Problem to solve> Go through the material and tally the lines containing the string "components". Give the total alone.

Data provided>
####################
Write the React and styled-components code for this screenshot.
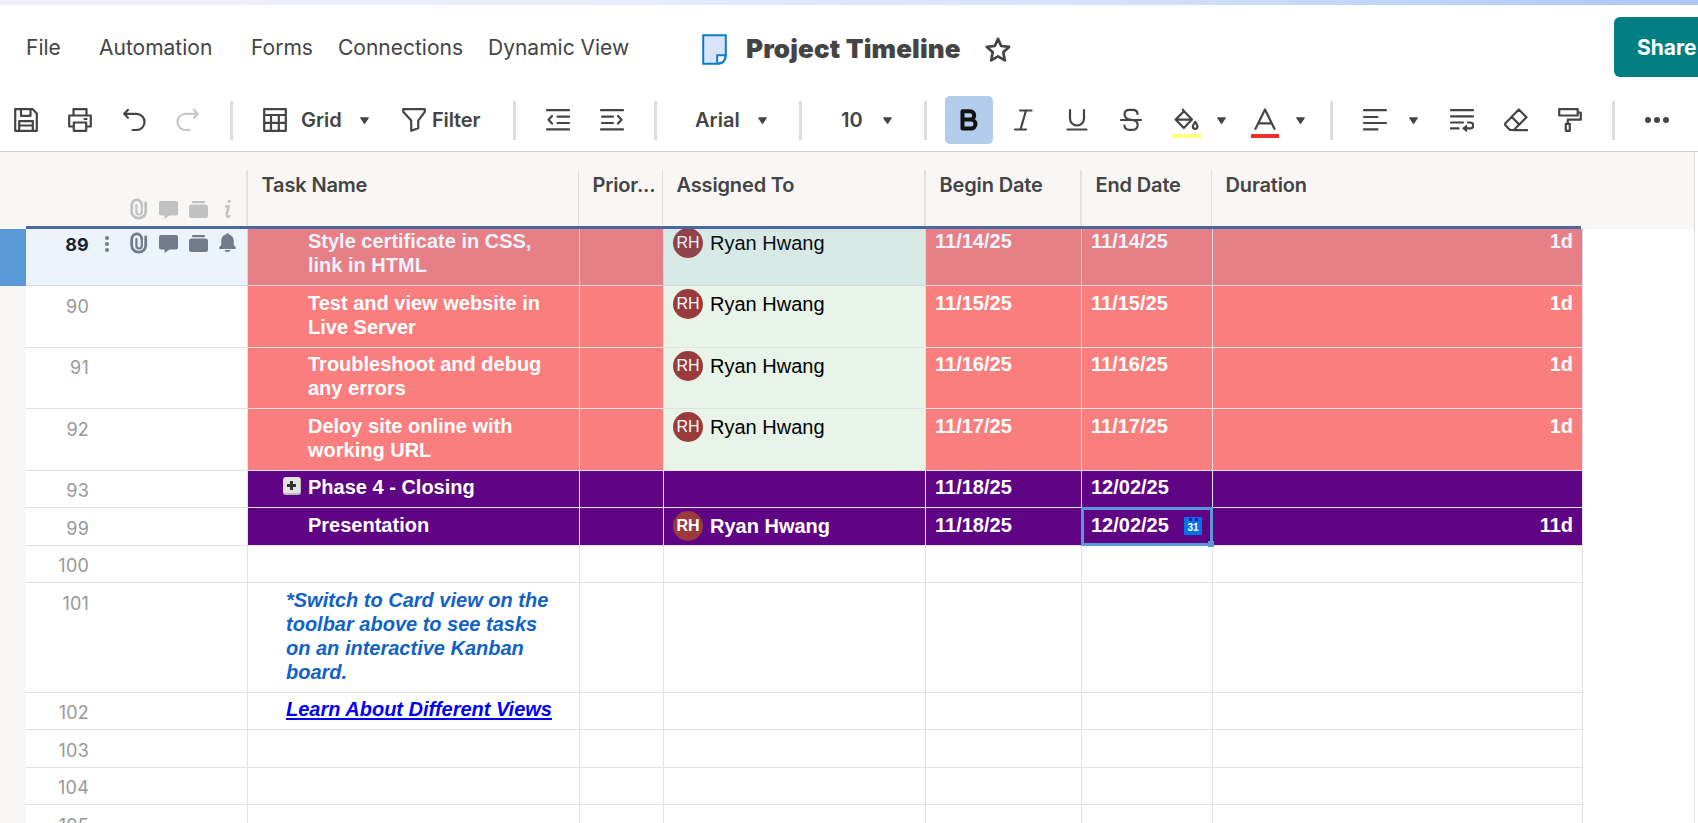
import React from "react";
import styled, { createGlobalStyle, css } from "styled-components";

const GlobalStyle = createGlobalStyle`
  *, *::before, *::after { box-sizing: border-box; }
  html, body { margin: 0; padding: 0; background: #fff; overflow: hidden; }
  body { font-family: Inter, "Liberation Sans", sans-serif; color: #444; }
`;

const Page = styled.div`
  width: 1698px;
  height: 823px;
  display: flex;
  flex-direction: column;
  overflow: hidden;
  background: #fff;
`;

const TopStrip = styled.div`
  height: 5px;
  flex: none;
  background: linear-gradient(90deg, #f3f0fe 0%, #e8ecfd 35%, #d5e1fb 66%, #adc6f9 100%);
`;

const TitleBar = styled.header`
  height: 85px;
  flex: none;
  display: flex;
  align-items: flex-start;
  overflow: hidden;
`;

const Menu = styled.nav`
  display: flex;
  width: 702px;
  flex: none;
  padding: 31px 0 0 26px;
`;

const MenuItem = styled.a`
  font-size: 21px;
  line-height: 24px;
  white-space: nowrap;
  flex: none;
  width: ${(p) => p.$w}px;
`;

const DocTitle = styled.div`
  display: flex;
  align-items: center;
  flex: none;
  width: 912px;
  padding-top: 27px;
  height: 62px;
`;

const DocName = styled.h1`
  margin: -1px 0 0 19px;
  width: 239px;
  font-size: 26px;
  line-height: 34px;
  font-weight: 900;
  letter-spacing: 0.15px;
  white-space: nowrap;
`;

const ShareButton = styled.button`
  margin-top: 12px;
  width: 120px;
  height: 60px;
  flex: none;
  border: 0;
  border-radius: 6px;
  background: #007f82;
  color: #fff;
  font: 700 21px/24px Inter, sans-serif;
  text-align: left;
  padding: 1px 0 0 23px;
`;

const Toolbar = styled.div`
  height: 62px;
  flex: none;
  display: flex;
  align-items: center;
  padding: 0 0 1px 14px;
  border-bottom: 1px solid #d0d0d0;
`;

const Tool = styled.span`
  display: flex;
  align-items: center;
  flex: none;
  width: ${(p) => p.$w || 24}px;
  margin-left: ${(p) => p.$ml || 0}px;
  color: ${(p) => (p.$disabled ? "#c8c8c8" : "#444")};
  svg { display: block; flex: none; }
`;

const ColorTool = styled(Tool)`
  flex-direction: column;
  align-items: center;
  padding-top: 6px;
  &::after {
    content: "";
    width: 100%;
    height: 4px;
    margin-top: 2px;
    background: ${(p) => p.$swatch};
  }
`;

const ToolLabel = styled.span`
  flex: none;
  width: ${(p) => p.$w}px;
  margin-left: ${(p) => p.$ml}px;
  font-size: 20px;
  line-height: 24px;
  font-weight: 600;
  letter-spacing: ${(p) => p.$ls || 0}px;
  white-space: nowrap;
`;

const Divider = styled.span`
  flex: none;
  width: 3px;
  height: 39px;
  margin: 1px 0 0 ${(p) => p.$ml}px;
  background: #dedede;
`;

const ActiveTool = styled.span`
  flex: none;
  display: flex;
  align-items: center;
  justify-content: center;
  width: 48px;
  height: 48px;
  margin-left: ${(p) => p.$ml}px;
  border-radius: 5px;
  background: #b3cceb;
  color: #111;
`;

const CaretSvg = styled.svg`
  flex: none;
  display: block;
  margin-left: ${(p) => p.$ml}px;
`;

const Caret = ({ ml }) => (
  <CaretSvg $ml={ml} width="9" height="7" viewBox="0 0 9 7">
    <path d="M0.8 0.3h7.4c.6 0 .8.5.5.9L5.2 6.4c-.4.5-1 .5-1.4 0L.3 1.2C0 .8.2.3.8.3z" fill="#444" />
  </CaretSvg>
);

const Icon = ({ w = 24, h = 24, sw = 2.2, children }) => (
  <svg width={w} height={h} viewBox={`0 0 ${w} ${h}`} fill="none" stroke="currentColor" strokeWidth={sw} strokeLinecap="round" strokeLinejoin="round">
    {children}
  </svg>
);

/* ---------- sheet ---------- */

const SheetArea = styled.main`
  flex: 1;
  display: flex;
  min-height: 0;
`;

const SheetMain = styled.section`
  width: 1694px;
  flex: none;
  display: flex;
  flex-direction: column;
  min-height: 0;
`;

const RightRail = styled.div`
  flex: 1;
  border-left: 1px solid #dfdfdf;
`;

const columns = "222px 332px 84px 262px 156px 131px 370px";

const HeaderRow = styled.div`
  height: 77px;
  flex: none;
  padding: 18px 0 0 26px;
  background: #f8f7f5;
`;

const HeaderGrid = styled.div`
  display: grid;
  grid-template-columns: 222px 331px 84px 263px 156px 130px 369px;
  height: 59px;
  width: 1555px;
  border-bottom: 3px solid #4b679f;
`;

const HeaderCell = styled.div`
  border-right: ${(p) => p.$b}px solid #e2e1e0;
  padding: 3px 0 0 13.5px;
  font-size: 20px;
  line-height: 24px;
  font-weight: ${(p) => p.$fw || 560};
  letter-spacing: -0.15px;
  white-space: nowrap;
  overflow: hidden;
`;

const HeaderIcons = styled.div`
  border-right: 2px solid #e2e1e0;
  display: flex;
  align-items: flex-start;
  padding: 28px 0 0 103px;
  color: #c1c1c1;
`;

const Body = styled.div`
  flex: 1;
  min-height: 0;
  overflow: hidden;
  padding-left: 26px;
  background: linear-gradient(90deg, #f8f7f5 26px, #fff 26px);
`;

const Row = styled.div`
  position: relative;
  display: grid;
  grid-template-columns: ${columns};
  width: 1557px;
  height: ${(p) => p.$h}px;
  ${(p) =>
    p.$selected &&
    css`
      margin-top: -5px;
      &::before {
        content: "";
        position: absolute;
        left: -26px;
        top: 0;
        bottom: 0;
        width: 26px;
        background: #5b98d8;
      }
      &::after {
        content: "";
        position: absolute;
        inset: 0;
        background: rgba(74, 140, 215, 0.1);
      }
    `}
`;

const Cell = styled.div`
  position: relative;
  min-width: 0;
  border-right: 1px solid #e2e2e2;
  border-bottom: 1px solid #e2e2e2;
  background: ${(p) => p.$bg || "#fff"};
  color: ${(p) => p.$fg || "#fff"};
  font-family: "Liberation Sans", Arial, sans-serif;
  font-size: 20px;
  line-height: 24px;
  font-weight: 700;
  padding: ${(p) => 4 + (p.$dy || 0)}px 9px 0 9px;
  text-align: ${(p) => p.$align || "left"};
  white-space: nowrap;
`;

const TaskCell = styled(Cell)`
  padding-left: ${(p) => p.$indent}px;
`;

const NumberCell = styled(Cell)`
  display: flex;
  align-items: flex-start;
  padding: ${(p) => 8 + (p.$dy || 0)}px 0 0 0;
  font-family: Inter, sans-serif;
  font-weight: 400;
`;

const RowNumber = styled.span`
  width: 63px;
  text-align: right;
  font-size: 18px;
  line-height: 24px;
  letter-spacing: 0.2px;
  font-weight: ${(p) => (p.$strong ? 700 : 400)};
  color: ${(p) => (p.$strong ? "#10151c" : "#989898")};
`;

const RowIcons = styled.span`
  display: flex;
  color: #757a80;
  margin: -1px 0 0 15px;
`;

const Glyph = styled.svg`
  display: block;
  flex: none;
  width: ${(p) => p.$w}px;
  height: 22px;
  margin-left: ${(p) => p.$ml || 0}px;
`;

const Assignee = styled.div`
  display: flex;
  align-items: center;
  height: 30px;
  margin-top: ${(p) => -1 + (p.$dy || 0)}px;
  color: ${(p) => p.$fg};
  font-weight: ${(p) => (p.$strong ? 700 : 400)};
`;

const Avatar = styled.span`
  width: 30px;
  height: 30px;
  border-radius: 50%;
  background: #993b3d;
  color: #fff;
  font-size: 16px;
  line-height: 30px;
  text-align: center;
  margin: 0 7px 0 0;
`;

const NoteLine = styled.div`
  font-style: italic;
`;

const NoteLink = styled.a`
  font-style: italic;
  color: #0000f5;
  text-decoration: underline;
  text-decoration-thickness: 2px;
  text-underline-offset: 2px;
`;

const Expander = styled.span`
  position: absolute;
  left: 35px;
  top: 6px;
  width: 18px;
  height: 18px;
  border-radius: 3px;
  background: #e3e3e3;
  border-right: 1px solid #bcbcbc;
  border-bottom: 2px solid #bcbcbc;
  svg { display: block; }
`;

const Selection = styled.div`
  position: absolute;
  z-index: 1;
  inset: -1px;
  border: 3px solid #5b98d8;
  &::after {
    content: "";
    position: absolute;
    right: -4px;
    bottom: -4px;
    width: 6px;
    height: 6px;
    background: #5b98d8;
  }
`;

const CalendarBadge = styled.span`
  position: absolute;
  right: 10px;
  top: 9px;
  width: 18px;
  height: 18px;
  border-radius: 1px;
  background: #0073eb;
  color: #fff;
  font: 700 10px/22px "Liberation Sans", sans-serif;
  text-align: center;
  &::before, &::after {
    content: "";
    position: absolute;
    top: 1px;
    width: 3px;
    height: 3px;
    background: #600486;
  }
  &::before { left: 5px; }
  &::after { right: 4px; }
`;

const Clip = ({ ml }) => (
  <Glyph $w={18} $ml={ml} viewBox="0 0 18 22" fill="none" stroke="currentColor" strokeLinecap="round">
    <path d="M11.800 5.500v8.300a2.700 2.700 0 0 1-5.400 0V7" strokeWidth="2.200" />
    <path d="M15.700 5v8.800a6.600 6.500 0 0 1-6.600 6.300h-.6A6.900 6.500 0 0 1 1.700 13.800V7.500A5.100 5.700 0 0 1 11.800 6.500" strokeWidth="2.800" />
  </Glyph>
);
const Comment = ({ ml }) => (
  <Glyph $w={19} $ml={ml} viewBox="0 0 19 22" fill="currentColor">
    <path d="M2 3h15a2 2 0 0 1 2 2v10.500a2 2 0 0 1-2 2h-6.500L5.500 21v-3.500H2a2 2 0 0 1-2-2V5a2 2 0 0 1 2-2z" />
  </Glyph>
);
const Proof = ({ ml }) => (
  <Glyph $w={19} $ml={ml} viewBox="0 0 19 22" fill="currentColor">
    <rect x="3" y="3" width="13" height="2.200" rx="1" />
    <rect x="0" y="6.500" width="19" height="13.500" rx="2.500" />
  </Glyph>
);
const Info = ({ ml }) => (
  <Glyph $w={8} $ml={ml} viewBox="0 0 8 22" fill="none" stroke="currentColor" strokeWidth="2.400" strokeLinecap="round">
    <circle cx="5.400" cy="3.300" r="1.600" fill="currentColor" stroke="none" />
    <path d="M2 8.500h2.600L2.600 16.500c-.5 2.200.8 2.900 3 1.800" />
  </Glyph>
);
const Bell = ({ ml }) => (
  <Glyph $w={17} $ml={ml} viewBox="0 0 17 22" fill="currentColor">
    <path d="M8.500 1.200c.9 0 1.400.5 1.500 1.300 3 .7 4.700 3 4.700 6v4.200l2 2.600c.5.8.1 1.600-.8 1.600H1.100c-.9 0-1.300-.8-.8-1.600l2-2.600V8.500c0-3 1.700-5.300 4.700-6 .1-.8.600-1.300 1.500-1.300zM5.500 18h6c-.3 1.200-1.400 1.900-3 1.900s-2.700-.7-3-1.900z" />
  </Glyph>
);
const Kebab = () => (
  <Glyph $w={6} viewBox="0 0 6 22" fill="currentColor">
    <circle cx="3" cy="6" r="2" />
    <circle cx="3" cy="12" r="2" />
    <circle cx="3" cy="18" r="2" />
  </Glyph>
);

const RED = "#f97e7d";
const GREEN = "#e7f4e7";
const PURPLE = "#600486";

const rows = [
  { n: 89, h: 62, dy: 1, bg: RED, who: GREEN, task: ["Style certificate in CSS,", "link in HTML"], b: "11/14/25", e: "11/14/25", d: "1d", person: true, selected: true },
  { n: 90, h: 62, dy: 1, bg: RED, who: GREEN, task: ["Test and view website in", "Live Server"], b: "11/15/25", e: "11/15/25", d: "1d", person: true },
  { n: 91, h: 61, bg: RED, who: GREEN, task: ["Troubleshoot and debug", "any errors"], b: "11/16/25", e: "11/16/25", d: "1d", person: true },
  { n: 92, h: 62, dy: 1, bg: RED, who: GREEN, task: ["Deloy site online with", "working URL"], b: "11/17/25", e: "11/17/25", d: "1d", person: true },
  { n: 93, h: 37, bg: PURPLE, who: PURPLE, task: ["Phase 4 - Closing"], b: "11/18/25", e: "12/02/25", expander: true },
  { n: 99, h: 38, dy: 1, bg: PURPLE, who: PURPLE, task: ["Presentation"], b: "11/18/25", e: "12/02/25", d: "11d", person: true, strong: true, active: true },
  { n: 100, h: 37 },
  { n: 101, h: 110, dy: 1, note: ["*Switch to Card view on the", "toolbar above to see tasks", "on an interactive Kanban", "board."] },
  { n: 102, h: 37, link: "Learn About Different Views" },
  { n: 103, h: 38, dy: 1 },
  { n: 104, h: 37 },
  { n: 105, h: 38, dy: 1 },
];

function SheetRow({ r }) {
  const dy = r.dy || 0;
  return (
    <Row $h={r.h} $selected={r.selected}>
      <NumberCell $dy={dy}>
        <RowNumber $strong={r.selected}>{r.n}</RowNumber>
        {r.selected && (
          <RowIcons>
            <Kebab />
            <Clip ml={20} />
            <Comment ml={11} />
            <Proof ml={11} />
            <Bell ml={11} />
          </RowIcons>
        )}
      </NumberCell>
      <TaskCell $bg={r.bg} $fg={r.note ? "#1162c6" : "#fff"} $dy={dy} $indent={r.note || r.link ? 38 : 60}>
        {r.expander && (
          <Expander>
            <svg width="17" height="16" viewBox="0 0 17 16">
              <path d="M7 4h3v3h3v3h-3v3H7v-3H4V7h3z" fill="#333" />
            </svg>
          </Expander>
        )}
        {r.task && r.task.map((t) => <div key={t}>{t}</div>)}
        {r.note && r.note.map((t) => <NoteLine key={t}>{t}</NoteLine>)}
        {r.link && <NoteLink>{r.link}</NoteLink>}
      </TaskCell>
      <Cell $bg={r.bg} />
      <Cell $bg={r.who}>
        {r.person && (
          <Assignee $dy={r.selected ? 1 : 0} $fg={r.strong ? "#fff" : "#000"} $strong={r.strong}>
            <Avatar>RH</Avatar>
            Ryan Hwang
          </Assignee>
        )}
      </Cell>
      <Cell $bg={r.bg} $dy={dy}>{r.b}</Cell>
      <Cell $bg={r.bg} $dy={dy}>
        {r.e}
        {r.active && <CalendarBadge>31</CalendarBadge>}
        {r.active && <Selection />}
      </Cell>
      <Cell $bg={r.bg} $dy={dy} $align="right">{r.d}</Cell>
    </Row>
  );
}

export default function App() {
  return (
    <Page>
      <GlobalStyle />
      <TopStrip />
      <TitleBar>
        <Menu>
          <MenuItem $w={73}>File</MenuItem>
          <MenuItem $w={152}>Automation</MenuItem>
          <MenuItem $w={87}>Forms</MenuItem>
          <MenuItem $w={150}>Connections</MenuItem>
          <MenuItem $w={150}>Dynamic View</MenuItem>
        </Menu>
        <DocTitle>
          <svg width="25" height="31" viewBox="0 0 25 31">
            <path d="M1 1h23v21.500L17 30H1z" fill="#d9e4fa" />
            <path d="M1.200 1.200h22.600v20.300c0 5-3 8.300-8 8.300H1.200z" fill="none" stroke="#0a7cc8" strokeWidth="2" />
            <path d="M23.500 21.200h-8.300v8.300c5 0 8.300-3.300 8.300-8.300z" fill="#fff" stroke="#0a7cc8" strokeWidth="2" />
          </svg>
          <DocName>Project Timeline</DocName>
          <svg width="26" height="26" viewBox="0 0 26 26" fill="none" stroke="#444" strokeWidth="2.700" strokeLinejoin="round">
            <path d="M13 1.800l3.200 7.200 7.900.9-5.800 5.300 1.500 8.100L13 19.300 6.200 23.300l1.500-8.100L1.900 9.900l7.900-.9z" />
          </svg>
        </DocTitle>
        <ShareButton>Share</ShareButton>
      </TitleBar>
      <Toolbar>
        <Tool>
          <Icon>
            <path d="M1.200 1.200h17.600l4 4.200v17.400H1.200z" />
            <path d="M7 1.500v6.300h9.500V1.500M5.200 22.500v-9.300h13.600v9.300M5.500 17.500h13" />
          </Icon>
        </Tool>
        <Tool $ml={30}>
          <Icon>
            <path d="M5.500 7.500V1.200h13v6.300M5 18.500H1.200v-11h21.600v11H19M16.500 11h2" />
            <path d="M5.800 14.500h12.400v8.300H5.800z" />
          </Icon>
        </Tool>
        <Tool $ml={30}>
          <Icon>
            <path d="M6 1.800L2.200 5.800 6 9.800M2.500 5.800H14.500a8 8 0 0 1 8 8.200 8 8 0 0 1-8 8h-4" />
          </Icon>
        </Tool>
        <Tool $ml={30} $disabled>
          <Icon>
            <path d="M18 1.800l3.800 4-3.800 4M21.500 5.800H9.500a8 8 0 0 0-8 8.200 8 8 0 0 0 8 8h4" />
          </Icon>
        </Tool>
        <Divider $ml={30} />
        <Tool $ml={30}>
          <Icon>
            <path d="M1.200 1.200h21.600v21.600H1.200zM1.500 7h21M1.500 14.800h21M8 7v15.500M15.800 7v15.500" />
          </Icon>
        </Tool>
        <ToolLabel $ml={14} $w={42}>Grid</ToolLabel>
        <Caret ml={17} />
        <Tool $ml={33}>
          <Icon>
            <path d="M1.200 1.200h21.600v2.600l-6.600 8.800v7.600l-7 2.600V12.600L1.200 3.800z" />
          </Icon>
        </Tool>
        <ToolLabel $ml={6} $w={50} $ls={-0.15}>Filter</ToolLabel>
        <Divider $ml={31} />
        <Tool $ml={30}>
          <Icon>
            <path d="M1 2.200h22M11.500 8.600h11.500M11.500 15h11.500M1 21.400h22M6 8L2.500 11.800 6 15.600" />
          </Icon>
        </Tool>
        <Tool $ml={30}>
          <Icon>
            <path d="M1 2.200h22M2 8.600h11M2 15h11M1 21.400h22M18 8l3.500 3.800L18 15.600" />
          </Icon>
        </Tool>
        <Divider $ml={30} />
        <ToolLabel $ml={38} $w={46}>Arial</ToolLabel>
        <Caret ml={17} />
        <Divider $ml={32} />
        <ToolLabel $ml={39} $w={26}>10</ToolLabel>
        <Caret ml={16} />
        <Divider $ml={32} />
        <ActiveTool $ml={18}>
          <Icon sw={4}>
            <path d="M5.500 3.200h7.500a4.200 4.200 0 0 1 0 8.400H5.500zM5.500 11.600h8.500a4.500 4.500 0 0 1 0 9H5.500z" />
          </Icon>
        </ActiveTool>
        <Tool $ml={18}>
          <Icon>
            <path d="M9 2.500h11.500M4 21.500h11M15 2.500L9.500 21.500" />
          </Icon>
        </Tool>
        <Tool $ml={30}>
          <Icon>
            <path d="M5 2v8.500a7 7 0 0 0 14 0V2M2.500 21.500h19" />
          </Icon>
        </Tool>
        <Tool $ml={30}>
          <Icon>
            <path d="M18.500 6c0-2.500-2-4.200-5-4.200h-3c-3 0-5 1.800-5 4.500S8 11.600 12 11.800s6.700 1.700 6.700 5-2.200 5-5.200 5h-3c-3 0-5-1.800-5-4.300M2 12h20" />
          </Icon>
        </Tool>
        <ColorTool $ml={29} $w={29} $swatch="#ffff82">
          <Icon w={25} h={24}>
            <path d="M10 3.200l8 8.200-8.200 8.600L1.600 11.600zM10 3.200L8.800 1.600M1.800 11.600h16" />
            <path d="M21.300 14c1.300 1.800 2.200 3 2.200 4.500a2.300 2.300 0 0 1-4.600 0c0-1.500 1.100-2.700 2.400-4.500z" />
          </Icon>
        </ColorTool>
        <Caret ml={16} />
        <ColorTool $ml={25} $w={28} $swatch="#ee302c">
          <Icon>
            <path d="M2.500 20.800L12 1.500l9.500 19.300M6 15.300h12" />
          </Icon>
        </ColorTool>
        <Caret ml={17} />
        <Divider $ml={25} />
        <Tool $ml={30}>
          <Icon>
            <path d="M1 2.200h22M1 9h13.500M1 15h22M1 21.400h13.500" />
          </Icon>
        </Tool>
        <Caret ml={22} />
        <Tool $ml={32}>
          <Icon>
            <path d="M1 2.200h22M1 8.400h22M1 14.500h12M1 20.400h7.500M18 14.500h2.300a2.900 2.900 0 0 1 0 5.900H14" />
            <path d="M16.500 17.400l-3.500 3 3.500 2.800z" fill="currentColor" strokeWidth="1.200" />
          </Icon>
        </Tool>
        <Tool $ml={30}>
          <Icon>
            <path d="M14.800 1.500l7.700 7.700L9.800 22H6L1.200 17v-1.500zM7.800 9l7.600 7.600M9.500 22.200h13.500" />
          </Icon>
        </Tool>
        <Tool $ml={30}>
          <Icon>
            <path d="M1.200 1.200h18.500v6.300H1.200zM20 4.500h2.800v7.200H9.800v4M7.800 15.800h4v7h-4z" />
          </Icon>
        </Tool>
        <Divider $ml={30} />
        <Tool $ml={30}>
          <svg width="24" height="24" viewBox="0 0 24 24" fill="#444">
            <circle cx="3" cy="12" r="3" />
            <circle cx="12" cy="12" r="3" />
            <circle cx="21" cy="12" r="3" />
          </svg>
        </Tool>
      </Toolbar>
      <SheetArea>
        <SheetMain>
          <HeaderRow>
            <HeaderGrid>
              <HeaderIcons>
                <Clip ml={1} />
                <Comment ml={11} />
                <Proof ml={11} />
                <Info ml={16} />
              </HeaderIcons>
              <HeaderCell $b={1} $fw={640}>Task Name</HeaderCell>
              <HeaderCell $b={1}>Prior...</HeaderCell>
              <HeaderCell $b={2}>Assigned To</HeaderCell>
              <HeaderCell $b={2}>Begin Date</HeaderCell>
              <HeaderCell $b={1}>End Date</HeaderCell>
              <HeaderCell $b={0}>Duration</HeaderCell>
            </HeaderGrid>
          </HeaderRow>
          <Body>
            {rows.map((r) => (
              <SheetRow key={r.n} r={r} />
            ))}
          </Body>
        </SheetMain>
        <RightRail />
      </SheetArea>
    </Page>
  );
}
####################
Final result> 2